Oil price hovers nervously after Brexit losses
Oil prices had slumped more than five per cent on Friday following the British referendum.
They slid again as trading opened in Asia on Monday, rebounded hours later, and then came under fresh pressure in European business.
At around 1035 GMT, Brent crude was up six cents at US$48.47, while US benchmark West Texas Intermediate was down six cents at US$47.58.
Both contracts have tumbled almost 10 per cent from their 2016 highs touched earlier this month.
"Clearly many market participants view current oil prices as an attractive entry level after their five per cent decline on Friday," analysts at Commerzbank said.
"Fundamentally, the oil price is well-supported," they said, adding that "one can only speculate at present on the possible effects of a 'Brexit' on oil demand." "We believe that oil market fundamentals will eventually reassert themselves," said JBC Energy analysts. "However, this is contingent on a reduction in uncertainty, and at the moment, further political developments remain highly unclear," they said.
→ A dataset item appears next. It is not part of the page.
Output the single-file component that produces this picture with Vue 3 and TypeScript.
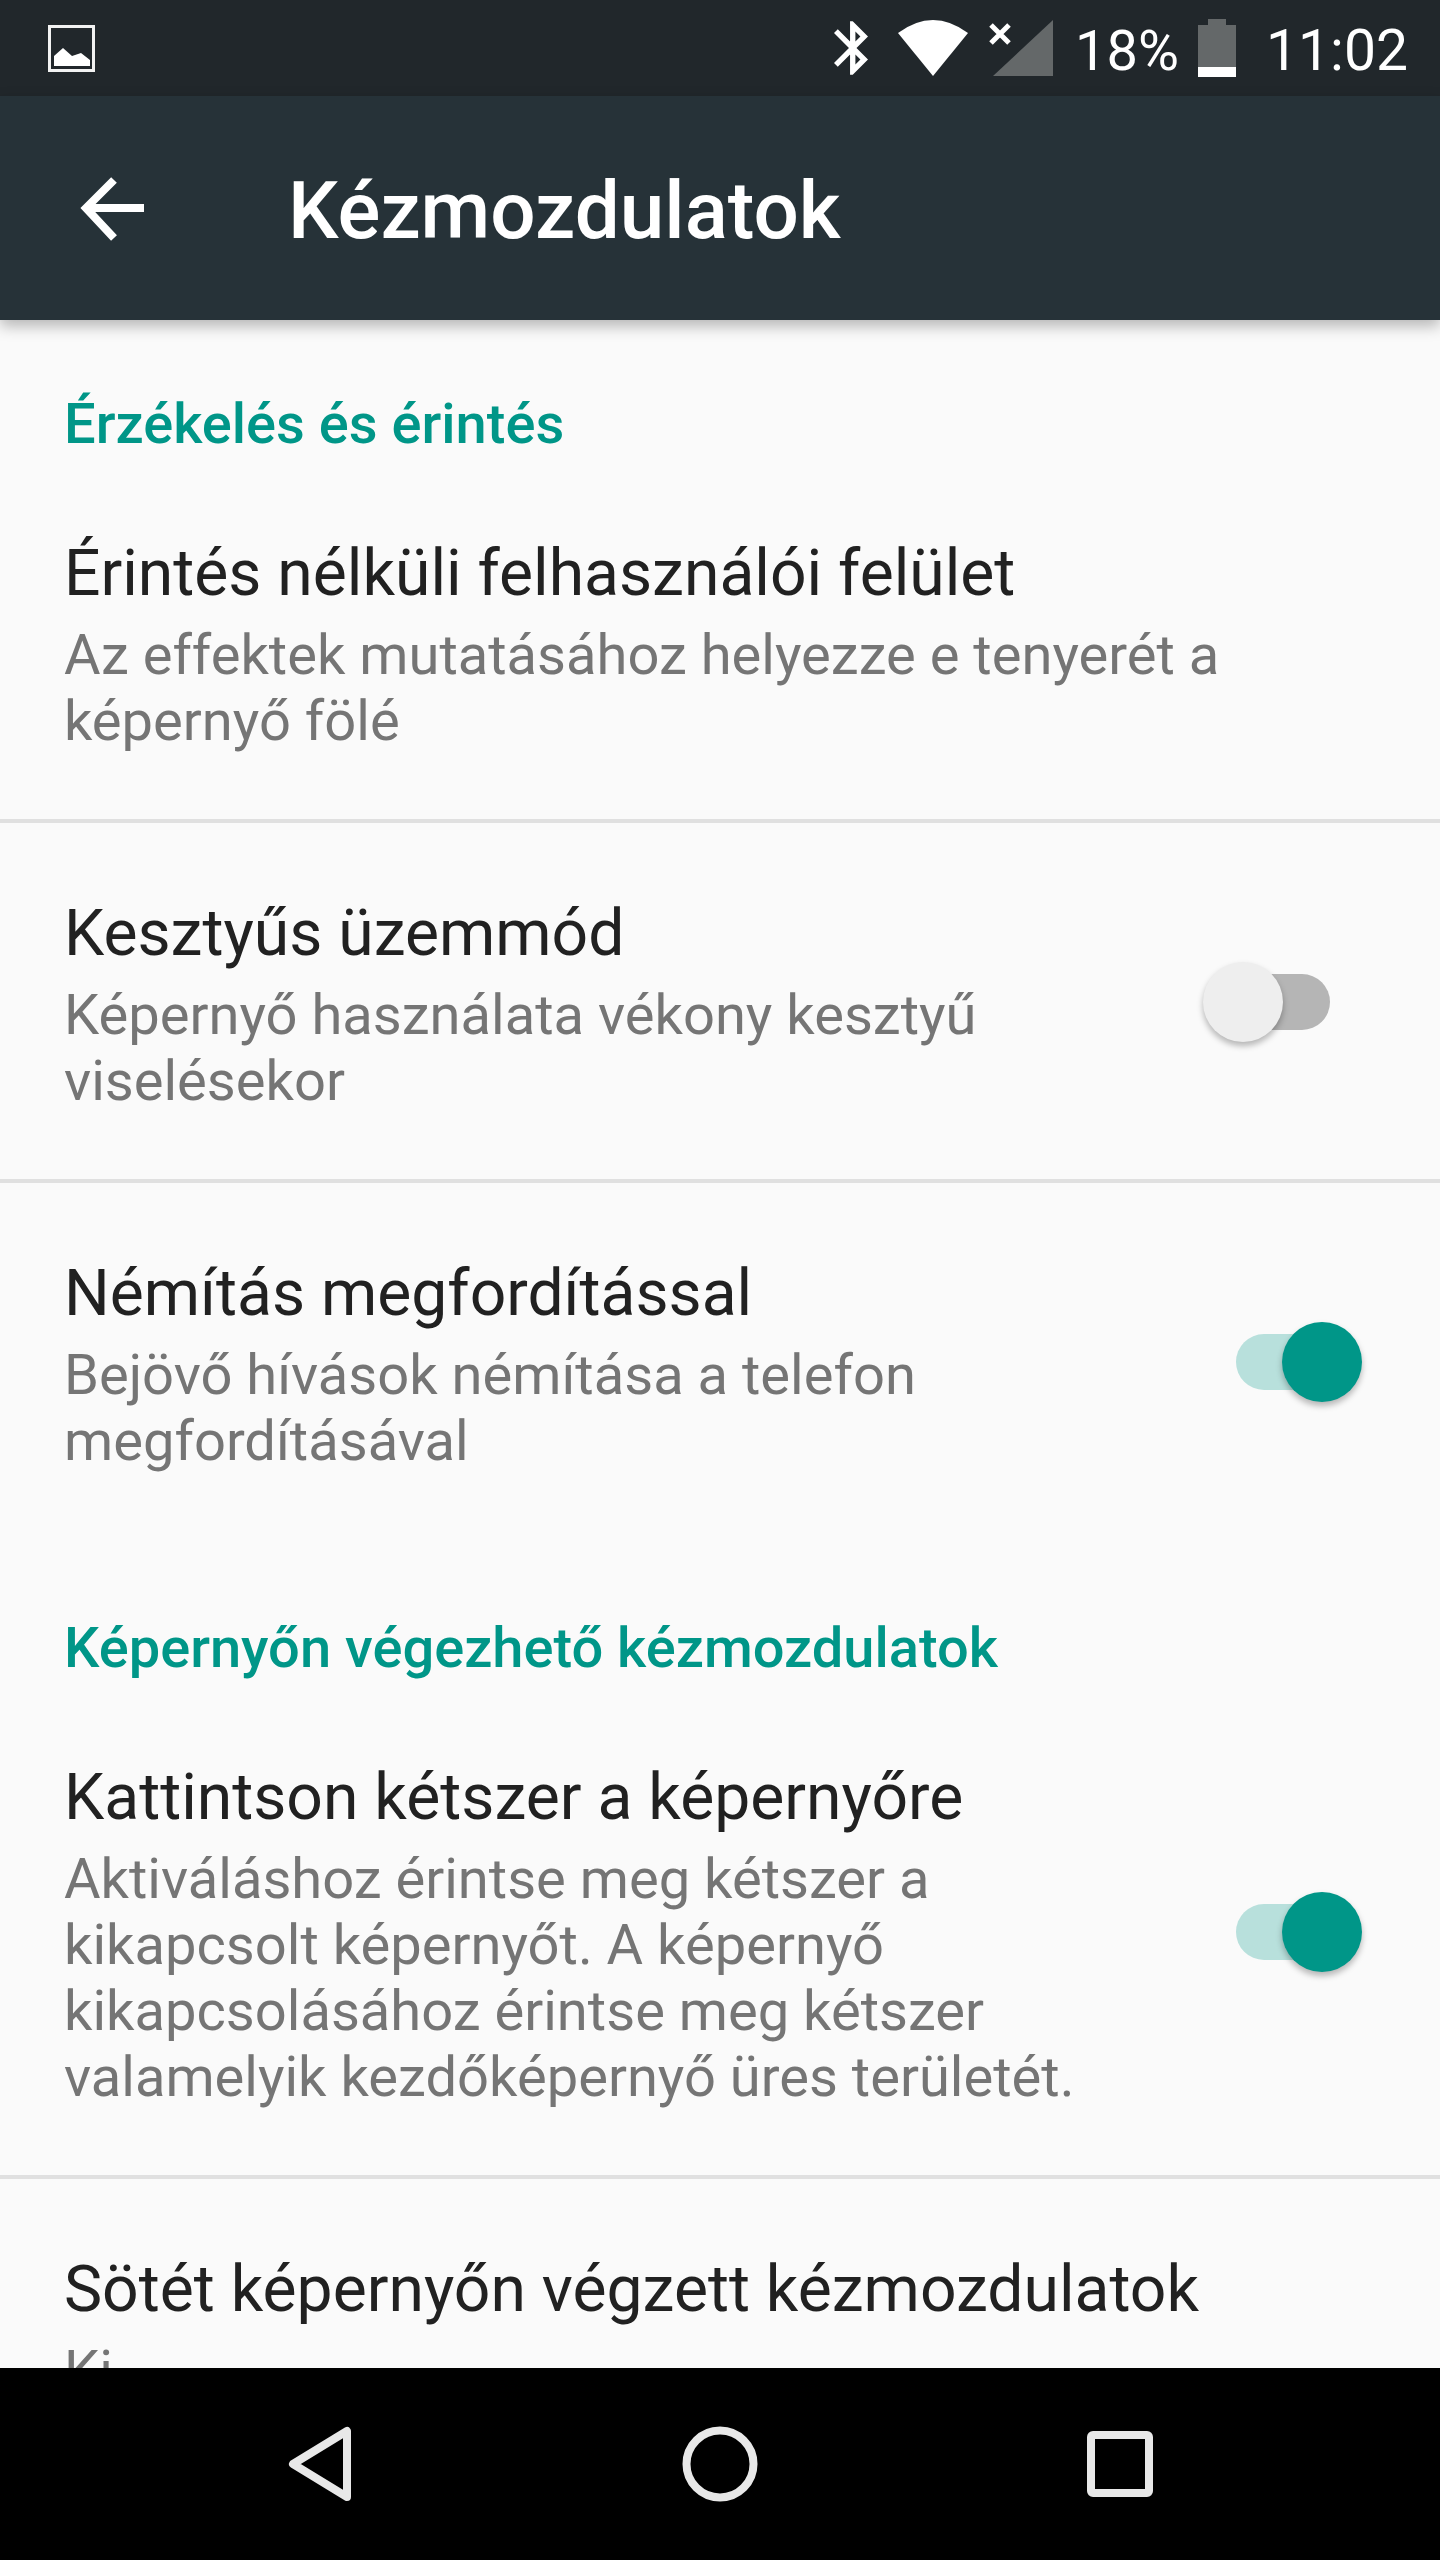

British finance minister George Osborne said early Monday that Brexit was likely to lead to further volatility but the British economy is "as strong as could be".
"While the oil market fundamentals will ensure no major drop in the price of crude... the oil markets are likely to remain under pressure until the volatility in the financial markets comes down," said EY Services oil and gas analyst Sanjeev Gupta.
"Everything is caught up in Brexit," Evan Lucas, a market strategist at IG Ltd. in Melbourne told Bloomberg News.
"The oil fundamentals for the moment will be put to one side as markets try to figure out exactly how this will all work," he added.
Adding to the downward pressure on crude was the strengthening of the dollar, with traders fleeing to the currency's relative safety.
A stronger dollar makes dollar-priced commodities like oil more expensive for those using other currencies.